Man, use those skills as a bargaining chip. Be a consultant, not an employee. You'll be more marketable that way. I don't know exactly what your field is, but can you hire yourself out on a project basis at a good enough fee to cover insurance and other necessities? That may be more in line with how you are. It also may be a great way to leave yourself time to work on the other business.
Trust me, managers can smell independence and courage from a mile away, and they will run from it like the damned wind. Your mentality is now super-efficient, no doubt, and also no-nonsense. That means that many companies won't see you as a "team player". Also, companies fear that you can leave and start your own thing at any time, so they may not hire you.
I know I sound really pessimissy, but I'm hitting one of those "threes" (my third month, for the most part), and I'm feeling down on myself, wondering if I'm nuts for trying and doing this all when I'm poor and it just isn't rolling in so easily. I finally accepted the fact that, for many of us entrepreneurs, there is no going back- not unless someone wants to use us for our skills in a consultant capacity or something, or in a very manager-hands-off way.

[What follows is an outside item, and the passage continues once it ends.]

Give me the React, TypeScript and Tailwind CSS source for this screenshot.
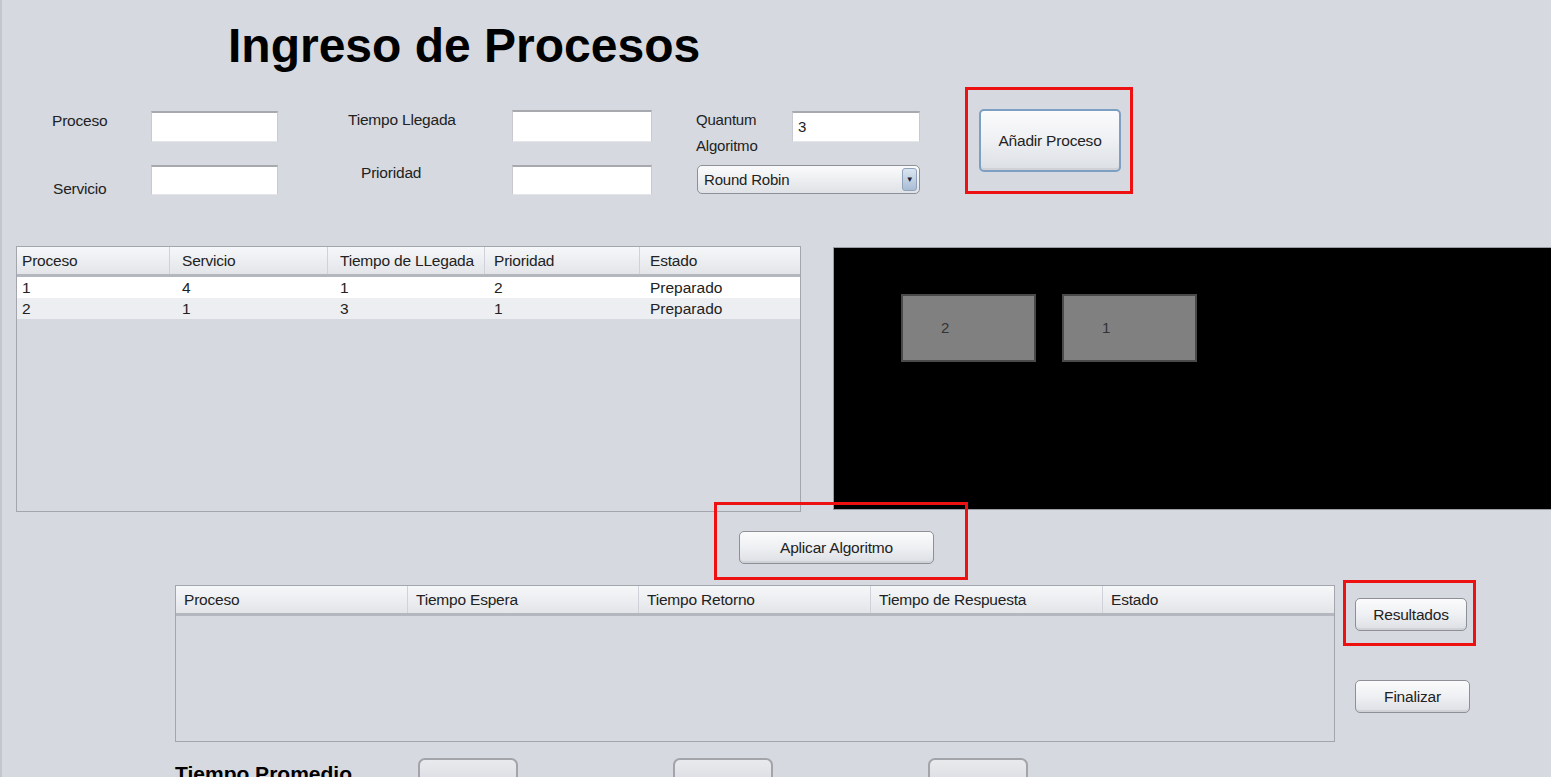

Also, don't try to grin-and-bear disappointment or pain away. It may feel like you failed. Accept and examine your pain, explore it, revamp, and restart.
|04-07-2007, 03:18 PM||#8 (permalink)|
Join Date: Nov 2006
I haven't left my job yet but I have been in part-time ent. mode for several years now. It brings nothing but conflict at work.
My guess is that you will be a blessing to your coworkers and peers. You will be able to deliver on time what has been expected of you with no strings attached. However dealing with mgt will be a different story. You are an independent thinker who can make decisions without groupthink. You will not be a 'sheeple' waiting to be spoon fed. Managers don't like this, they want moldable people who can be shaped to implement their political agenda.
My suggestion is to find a semi-permanent job like consulting or contracting. Stay away from big companies. It will only bring you heartache and grief.